A ShapeCase::Error variant generally represents a failure of shape processing, but it can also optionally report Some(partial) shape information in cases when there is a likely best guess at what the shape should be.

For this reason, a ShapeCase::Error shape either satisfies/accepts itself trivially (according to == equality), or it can define a partial shape to satisfy shapes that accept that partial shape.

This partial: Option<Shape> field allows errors to provide guidance (potentially with chains of multiple errors) without interfering with the accepts/satisfies logic.

let error = Shape::error_with_partial("Expected an integer", Shape::int());

assert!(error.accepts(&Shape::int()));
assert_eq!(error.accepts(&Shape::float()), false);

assert!(Shape::int_value(42).satisfies(&error));
assert_eq!(Shape::float().satisfies(&error), false);

The null singleton and the None shape

ShapeCase::Null represents the singleton null value found in JSON. It satisfies and accepts only itself and no other shapes, except unions that allow null as a member, or errors that wrap null as a partial shape.
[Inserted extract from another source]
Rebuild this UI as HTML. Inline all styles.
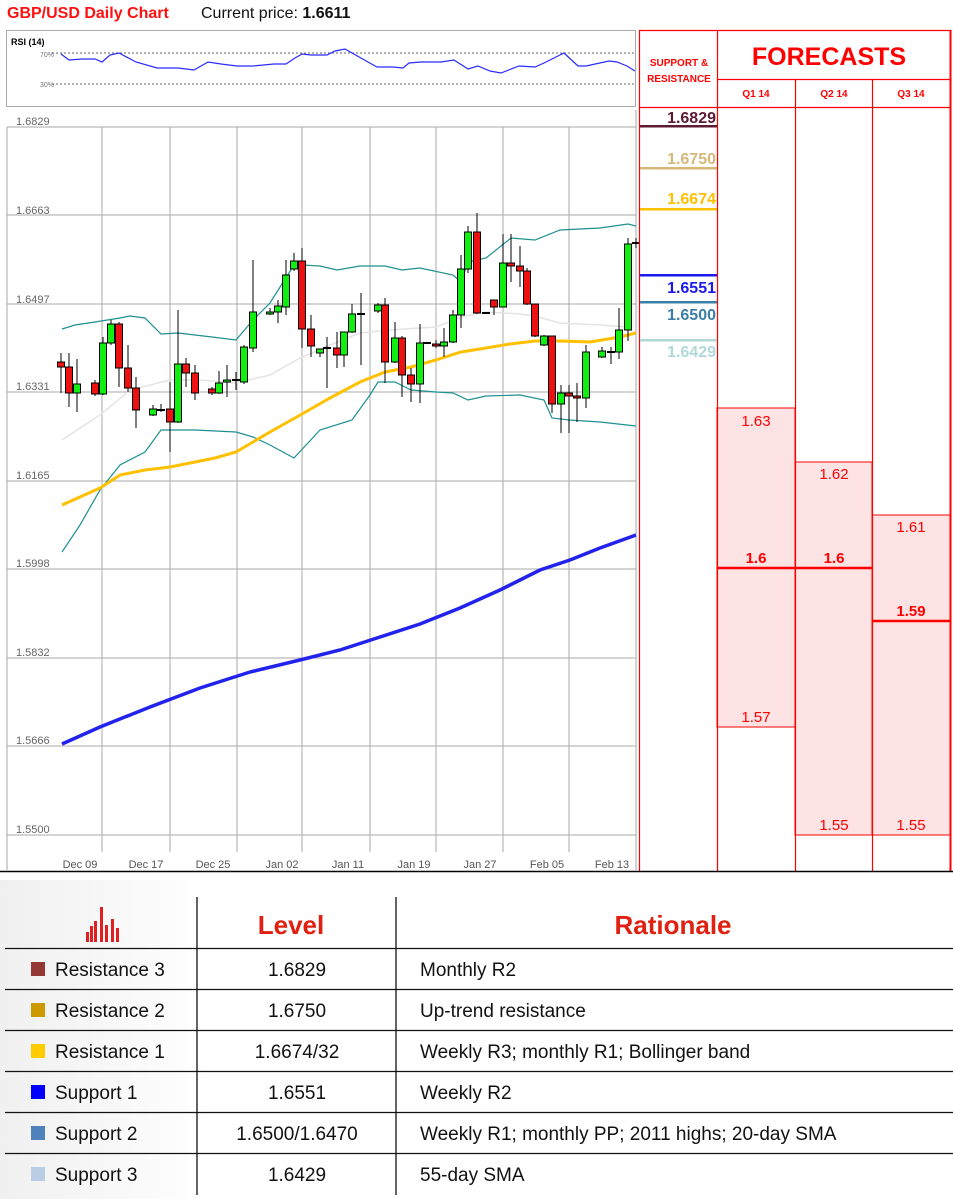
<!DOCTYPE html>
<html><head><meta charset="utf-8"><style>
body{margin:0;width:953px;height:1199px;background:#fff;position:relative;overflow:hidden;font-family:"Liberation Sans",sans-serif}
.a{position:absolute}
</style></head><body>
<div class="a" style="left:7px;top:5px;font-size:16px;font-weight:bold;color:#ff1010">GBP/USD Daily Chart</div>
<div class="a" style="left:201px;top:5px;font-size:16px;color:#111">Current price: <b>1.6611</b></div>

<svg class="a" style="left:0;top:0" width="640" height="880">
<rect x="6.5" y="30.5" width="629" height="76" fill="#fff" stroke="#aaa"/>
<text x="11" y="45" font-size="9" font-weight="bold" font-family="Liberation Sans">RSI (14)</text>
<text x="40" y="57" font-size="7" fill="#777" font-family="Liberation Sans">70%</text>
<text x="40" y="87" font-size="7" fill="#777" font-family="Liberation Sans">30%</text>
<line x1="52" y1="53" x2="635" y2="53" stroke="#666" stroke-dasharray="2,2"/>
<line x1="52" y1="84" x2="635" y2="84" stroke="#666" stroke-dasharray="2,2"/>
<polyline fill="none" stroke="#2a2aff" stroke-width="1.2" points="61,54 69,60 82,59 95,59 102,62 110,55 119,53 136,62 157,68 178,68 194,70 208,62 221,64 237,66 253,66 274,64 286,64 295,58 302,54 311,55 327,55 335,51 345,49 368,62 377,67 386,67 393,67 403,68 409,63 421,62 441,62 454,60 468,69 478,66 490,71 501,73 519,66 535,67 544,63 554,58 564,53 578,66 586,66 609,61 617,62 627,66 635,71"/>
<g font-family="Liberation Sans" font-size="11" fill="#666">
<text x="16" y="125">1.6829</text><text x="16" y="214">1.6663</text><text x="16" y="303">1.6497</text><text x="16" y="390">1.6331</text><text x="16" y="479">1.6165</text><text x="16" y="567">1.5998</text><text x="16" y="656">1.5832</text><text x="16" y="744">1.5666</text><text x="16" y="833">1.5500</text>
</g>
<g stroke="#aaa" stroke-width="1">
<line x1="7" y1="127" x2="636" y2="127"/><line x1="7" y1="215" x2="636" y2="215"/><line x1="7" y1="304" x2="636" y2="304"/><line x1="7" y1="392" x2="636" y2="392"/><line x1="7" y1="481" x2="636" y2="481"/><line x1="7" y1="569" x2="636" y2="569"/><line x1="7" y1="658" x2="636" y2="658"/><line x1="7" y1="746" x2="636" y2="746"/><line x1="7" y1="835" x2="636" y2="835"/>
<line x1="7" y1="127" x2="7" y2="870"/><line x1="636" y1="110" x2="636" y2="870"/>
<line x1="102" y1="127" x2="102" y2="852"/><line x1="170" y1="127" x2="170" y2="852"/><line x1="237" y1="127" x2="237" y2="852"/><line x1="302" y1="127" x2="302" y2="852"/><line x1="370" y1="127" x2="370" y2="852"/><line x1="436" y1="127" x2="436" y2="852"/><line x1="503" y1="127" x2="503" y2="852"/><line x1="569" y1="127" x2="569" y2="852"/>
</g>
<g font-family="Liberation Sans" font-size="11" fill="#555" text-anchor="middle">
<text x="80" y="868">Dec 09</text><text x="146" y="868">Dec 17</text><text x="213" y="868">Dec 25</text><text x="282" y="868">Jan 02</text><text x="348" y="868">Jan 11</text><text x="414" y="868">Jan 19</text><text x="480" y="868">Jan 27</text><text x="547" y="868">Feb 05</text><text x="612" y="868">Feb 13</text>
</g>
<polyline fill="none" stroke="#e4e4e4" stroke-width="1.5" points="62,440 100,415 130,390 170,380 200,380 236,383 270,375 300,358 330,345 360,333 390,330 420,328 436,327 461,317 486,312 520,314 535,316 560,323 600,325 628,327"/>
<polyline fill="none" stroke="#1f9090" stroke-width="1.2" points="62,329 75,325 95,322 120,318 130,316 145,318 161,334 178,333 212,337 236,340 253,320 270,303 294,265 302,265 320,266 337,270 360,266 385,266 402,270 420,268 453,275 461,282 468,262 486,258 511,238 535,240 560,230 600,228 628,224 636,226"/>
<polyline fill="none" stroke="#1f9090" stroke-width="1.2" points="62,552 80,525 100,490 120,465 145,452 161,430 170,430 195,430 236,432 253,437 270,445 294,458 320,430 352,420 370,395 378,382 395,382 411,390 436,392 453,393 468,400 486,396 520,395 544,400 552,418 569,420 600,422 636,426"/>
<polyline fill="none" stroke="#ffc000" stroke-width="3" points="62,505 100,488 120,475 145,470 170,467 195,462 215,458 236,452 253,442 270,432 302,414 330,398 360,382 385,372 411,367 436,360 461,352 486,348 510,344 535,341 560,341 590,342 620,337 636,333"/>
<polyline fill="none" stroke="#2222ee" stroke-width="3.5" points="62,744 100,727 150,707 200,688 250,672 300,660 340,650 380,637 420,624 460,608 500,590 540,570 570,560 600,548 636,535"/>
<g id="c" stroke="#000" stroke-width="1"></g>
</svg>

<svg class="a" style="left:0;top:0" width="953" height="880">
<rect x="795" y="462" width="77" height="373" fill="#fde3e4" stroke="#f00"/>
<rect x="717" y="408" width="78" height="319" fill="#fde3e4" stroke="#f00"/>
<rect x="872" y="515" width="78" height="320" fill="#fde3e4" stroke="#f00"/>
<g stroke="#f00" stroke-width="1.2">
<line x1="639.5" y1="30" x2="639.5" y2="871"/><line x1="717.5" y1="30" x2="717.5" y2="871"/><line x1="795.5" y1="79" x2="795.5" y2="871"/><line x1="872.5" y1="79" x2="872.5" y2="871"/>
<line x1="639" y1="30.5" x2="951" y2="30.5"/><line x1="717" y1="79.5" x2="951" y2="79.5"/><line x1="639" y1="107.5" x2="951" y2="107.5"/>
</g>
<line x1="950.5" y1="30" x2="950.5" y2="871" stroke="#f00" stroke-width="2"/>
<line x1="0" y1="871.5" x2="953" y2="871.5" stroke="#000" stroke-width="1.5"/>
<line x1="717" y1="568" x2="872" y2="568" stroke="#f00" stroke-width="2.5"/>
<line x1="872" y1="621" x2="950" y2="621" stroke="#f00" stroke-width="2.5"/>
<g font-family="Liberation Sans" font-weight="bold" fill="#f00" text-anchor="middle">
<text x="679" y="66" font-size="10">SUPPORT &amp;</text><text x="679" y="82" font-size="10">RESISTANCE</text>
<text x="829" y="65" font-size="25">FORECASTS</text>
<text x="756" y="97" font-size="10">Q1 14</text><text x="834" y="97" font-size="10">Q2 14</text><text x="911" y="97" font-size="10">Q3 14</text>
<text x="756" y="563" font-size="15">1.6</text><text x="834" y="563" font-size="15">1.6</text><text x="911" y="616" font-size="15">1.59</text>
</g>
<g font-family="Liberation Sans" fill="#f00" text-anchor="middle" font-size="15">
<text x="756" y="426">1.63</text><text x="756" y="722">1.57</text><text x="834" y="479">1.62</text><text x="834" y="830">1.55</text><text x="911" y="532">1.61</text><text x="911" y="830">1.55</text>
</g>
<g font-family="Liberation Sans" font-weight="bold" font-size="16" text-anchor="end">
<text x="716" y="123" fill="#5c1a33">1.6829</text><text x="716" y="164" fill="#d6b878">1.6750</text><text x="716" y="204" fill="#ffc000">1.6674</text><text x="716" y="293" fill="#1a1aee">1.6551</text><text x="716" y="320" fill="#3a7fa8">1.6500</text><text x="716" y="357" fill="#b0d8d8">1.6429</text>
</g>
<rect x="640" y="125" width="77" height="2.5" fill="#5c1a33"/>
<rect x="640" y="167" width="77" height="2.5" fill="#d6b878"/>
<rect x="640" y="208" width="77" height="2.5" fill="#ffc000"/>
<rect x="640" y="274" width="77" height="2.5" fill="#1a1aee"/>
<rect x="640" y="301" width="77" height="2.5" fill="#3a7fa8"/>
<rect x="640" y="339" width="77" height="2.5" fill="#b0d8d8"/>
</svg>

<svg class="a" style="left:0;top:880px" width="953" height="319">
<defs><linearGradient id="g" x1="0" x2="1"><stop offset="0" stop-color="#f0f0f0"/><stop offset="0.22" stop-color="#fff"/></linearGradient></defs>
<rect x="0" y="0" width="953" height="319" fill="url(#g)"/>
<g fill="#e02020"><rect x="86" y="52" width="3" height="10"/><rect x="90" y="46" width="3" height="16"/><rect x="94" y="41" width="3" height="21"/><rect x="100" y="27" width="3" height="35"/><rect x="105" y="45" width="3" height="17"/><rect x="111" y="39" width="3" height="23"/><rect x="116" y="48" width="3" height="14"/></g>
<g stroke="#111" stroke-width="1.3"><line x1="197" y1="17" x2="197" y2="315"/><line x1="396" y1="17" x2="396" y2="315"/>
<line x1="5" y1="68.5" x2="953" y2="68.5"/><line x1="5" y1="109.5" x2="953" y2="109.5"/><line x1="5" y1="150.5" x2="953" y2="150.5"/><line x1="5" y1="191.5" x2="953" y2="191.5"/><line x1="5" y1="232.5" x2="953" y2="232.5"/><line x1="5" y1="273.5" x2="953" y2="273.5"/></g>
<g font-family="Liberation Sans" font-weight="bold" font-size="26" fill="#e02010" text-anchor="middle"><text x="291" y="54">Level</text><text x="673" y="54">Rationale</text></g>
<rect x="31" y="82" width="14" height="14" fill="#953735"/>
<rect x="31" y="123" width="14" height="14" fill="#cc9900"/>
<rect x="31" y="164" width="14" height="14" fill="#ffcc00"/>
<rect x="31" y="205" width="14" height="14" fill="#0000ff"/>
<rect x="31" y="246" width="14" height="14" fill="#4f81bd"/>
<rect x="31" y="287" width="14" height="14" fill="#b9cde5"/>
<g font-family="Liberation Sans" font-size="19" fill="#111">
<text x="55" y="96">Resistance 3</text><text x="55" y="137">Resistance 2</text><text x="55" y="178">Resistance 1</text><text x="55" y="219">Support 1</text><text x="55" y="260">Support 2</text><text x="55" y="301">Support 3</text>
<g text-anchor="middle"><text x="297" y="96">1.6829</text><text x="297" y="137">1.6750</text><text x="297" y="178">1.6674/32</text><text x="297" y="219">1.6551</text><text x="297" y="260">1.6500/1.6470</text><text x="297" y="301">1.6429</text></g>
<text x="420" y="96">Monthly R2</text><text x="420" y="137">Up-trend resistance</text><text x="420" y="178">Weekly R3; monthly R1; Bollinger band</text><text x="420" y="219">Weekly R2</text><text x="420" y="260">Weekly R1; monthly PP; 2011 highs; 20-day SMA</text><text x="420" y="301">55-day SMA</text>
</g>
</svg>
<script>
var d=[[61,362,367,353,393,'r'],[69,367,393,353,407,'r'],[77,384,393,359,412,'g'],[95,383,394,380,396,'r'],[103,343,394,337,395,'g'],[111,324,343,320,345,'g'],[119,324,368,322,387,'r'],[128,368,388,345,392,'r'],[136,388,410,377,428,'r'],[153,409,415,405,416,'g'],[161,410,410,404,412,'d'],[170,409,422,382,452,'r'],[178,364,422,310,423,'g'],[186,364,373,358,387,'r'],[195,373,393,365,400,'r'],[212,389,393,387,395,'r'],[219,383,393,371,394,'g'],[227,380,382,365,397,'g'],[236,380,380,372,390,'d'],[244,347,382,345,384,'g'],[253,312,348,260,352,'g'],[270,312,314,308,315,'g'],[278,306,312,300,323,'g'],[286,275,307,260,315,'g'],[294,261,269,253,271,'g'],[302,261,329,248,348,'r'],[311,329,346,315,357,'r'],[320,349,353,349,357,'g'],[327,348,348,337,388,'d'],[337,348,355,332,368,'r'],[344,332,355,332,367,'g'],[352,314,332,304,333,'g'],[361,314,314,293,365,'d'],[378,305,311,303,313,'g'],[385,305,362,298,383,'r'],[395,338,362,322,363,'g'],[402,338,375,336,397,'r'],[411,375,384,368,402,'r'],[420,343,384,324,403,'g'],[427,343,343,342,344,'d'],[436,344,346,340,348,'r'],[444,342,346,328,357,'g'],[453,315,342,310,343,'g'],[461,269,315,255,328,'g'],[468,232,269,226,273,'g'],[477,232,313,213,314,'r'],[486,313,313,312,314,'d'],[494,300,307,300,315,'r'],[503,263,307,234,307,'g'],[511,263,266,234,282,'r'],[520,266,271,246,287,'r'],[527,271,304,268,305,'r'],[535,304,336,304,337,'r'],[544,336,345,335,346,'g'],[552,336,404,336,413,'r'],[561,393,404,385,433,'g'],[569,393,396,385,433,'r'],[577,396,398,383,422,'r'],[586,352,398,345,408,'g'],[602,351,357,347,358,'g'],[611,352,352,347,364,'d'],[619,330,352,308,359,'g'],[628,244,330,238,341,'g'],[636,243,243,238,248,'d']];
var s='';d.forEach(function(c){s+='<line x1="'+c[0]+'" x2="'+c[0]+'" y1="'+c[3]+'" y2="'+c[4]+'"/>';if(c[5]=='d'){s+='<line x1="'+(c[0]-4)+'" x2="'+(c[0]+4)+'" y1="'+c[1]+'" y2="'+c[1]+'" stroke-width="2"/>';}else{s+='<rect x="'+(c[0]-3.5)+'" y="'+c[1]+'" width="7" height="'+Math.max(2,c[2]-c[1])+'" fill="'+(c[5]=='g'?'#11ee11':'#ee1111')+'"/>';}});
document.getElementById('c').innerHTML=s;
</script>
</body></html>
ShapeCase::None represents the absence of a value, and is often used to represent optional values. In contrast to null, None is satisfied by (accepts) any shape, but does not satisfy (is not accepted by) any shape (except unions that include None as a member). This makes it like TypeScript's unknown value, satisfied by all but satisfying none.

When either null or None participate in a Shape::one union shape, they are usually preserved (other than being deduplicated) because they represent distinct possibilities.

However, when null participates in a ShapeCase::All intersection shape, it "poisons" the intersection and causes the whole thing to simplify to null. This allows a single intersection member shape to override the whole intersection, which is useful for reporting certain kinds of error conditions (especially in GraphQL).

By contrast, None does not poison intersections, but is simply ignored. This makes sense if you think of Shape::all intersections as merging their member shapes: when you merge None with another shape, you get the other shape back, because None imposes no additional expectations.